Verify the results of the above procedure as described in After Enabling Serial Interface.
Results
The following results were verified in the above test:
![]()
Note
No impact is expected to Site1 and Site5 call processing or agent states. All failures occur at Site3.
After Disabling the Serial Interface
For new calls generated from the PSTN:
•
New inbound calls to the IOS Voice Browser (Gateway) can behave in one of two ways, depending upon the gateway configuration:
–
They can fail with a busy tone.
- or -
–
They can be re-routed or "hairpinned," using a Gateway Redirect Dial Peer, as new calls to the Unified CVP at another inter-cluster site.
For transient calls (already in the IOS Voice Browser and being transferred to agents):
•
If the call was re-directed by the IOS Voice Browser to an agent, the call continued the transfer and rang at the agent phone. This occurred only if the call reached the agent phone before the phone realized that it had lost the WAN connection with its Cisco Unified CallManager (Unified CallManager).
•
If the call had not yet been re-directed by the IOS Voice Browser to an agent, the call either failed or, if a backup re-direct was programmed in the gateway, the call was "hairpinned" to another Unified CVP site within the cluster.
•
If the call was in queue on the IOS Voice Browser, the call either failed, or if a backup re-direct was programmed in the gateway, the call was "hairpinned" to another Unified CVP site within the cluster.
![]()
Note
In all cases, the H.323 call survivability timer impacted the life of the call. Be aware that all calls may be removed from the ingress gateway after this timer expires.
For existing calls being handled by agents:
•
Calls stayed active and operational until the call ended normally or until the H.323 timer expired.
•
The following was the impact observed to the agent state for agents in Site3:
–
Agents lost connectivity to the CAD server at Site3 and the agent desktops were in a NOT_READY state until the WAN connection was restored.
–
Agents already engaged on calls were not be able to perform any agent state change or telephony functions, such as hold/conference/transfer, during the outage event.
–
Agents were not be able to log into the system during this event.
–
Unified ICM showed the remote agents at Site3 as being no longer available (the Webview report showed the remote agents as being logged out).
•
The following was the impact observed to Supervisor Monitoring:
–
Supervisor already in a monitor session with the agent and caller remained in the call for the duration of the call, or until the H.323 timer expired and the call was terminated by the gateway.
–
Supervisor was not be able to perform any call control functions to barge in, intercept, or perform any conference/chat functions on the Supervisor desktop.

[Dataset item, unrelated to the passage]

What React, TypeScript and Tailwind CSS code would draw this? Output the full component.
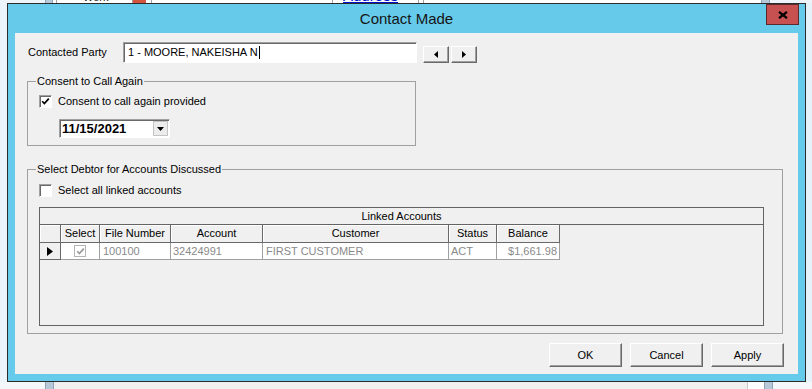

After Enabling Serial Interface
•
Phones were reset and re-registered with their target Unified CallManager.
•
Agent desktops reconnected to the CAD Servers and, depending upon the phone state (reset or not), allowed the agents to become READY without having to log in again.
•
Agents that were not logged in were able to now log in (if the Cisco Unified IP phones were reset properly).
•
Any calls that were in the gateway prior to the failure and were `hairpinned' to another site remained in this state, until the call was terminated normally. In this situation, the gateway will not automatically terminate the calls.
Private Connection Between Roggers
Pre-Test Conditions
The following describes the test conditions for this particular test:
•
Test sites involved are Site1 and Site5.
•
Rogger A is located at Site1 and Rogger B is located in Site5.
•
All links between the two sites are up and active.
•
Calls are in progress between the Site1 and Site5 Unified CallManager clusters.
•
There is no backup implemented for the private connection between the two Roggers at Site1 and Site5.
Test
The following describes the failover testing done for the private connection between the Roggers (without a backup connection):
1.
Simulate a failure of the private link between Rogger A and Rogger B.
2.
Verify the system behavior immediately after the simulated private link failure as described in After the Private Link Failure.
3.
Place calls from a PSTN call generator and route them between Site1 and Site5.
4.
Verify the system behavior after the private link was restored as described in After the Private Link was Restored.
Results
The following results were verified in the above test:
After the Private Link Failure
•
Via the Event Viewer, both Roggers indicated a loss of heart beats on the private network after missing five consecutive 100ms heart beats.
•
The Roggers sent Test Other Side (TOS) messages to the Peripheral Gateway which responded with either Rogger A or Rogger B as the enabled side of the system.
•
Based on the Rogger that was considered the enabled side, the other Rogger became disabled.
•
The enabled Rogger then initiated the Enabled Simplex operation (visible in the MDS process window).
•
There was no impact observed to system operation or behavior.
•
There was no loss of calls or agent state across the system during this failure.
After the Private Link was Restored
•
The Roggers observed the presence of a duplex partner and performed a state transfer operation from the Active side to the Inactive side call router.
•
Upon completion of the state transfer operation, the MDS processes reported both Roggers were in an active duplex operation.
•
No impact to call processing was observed during this event window.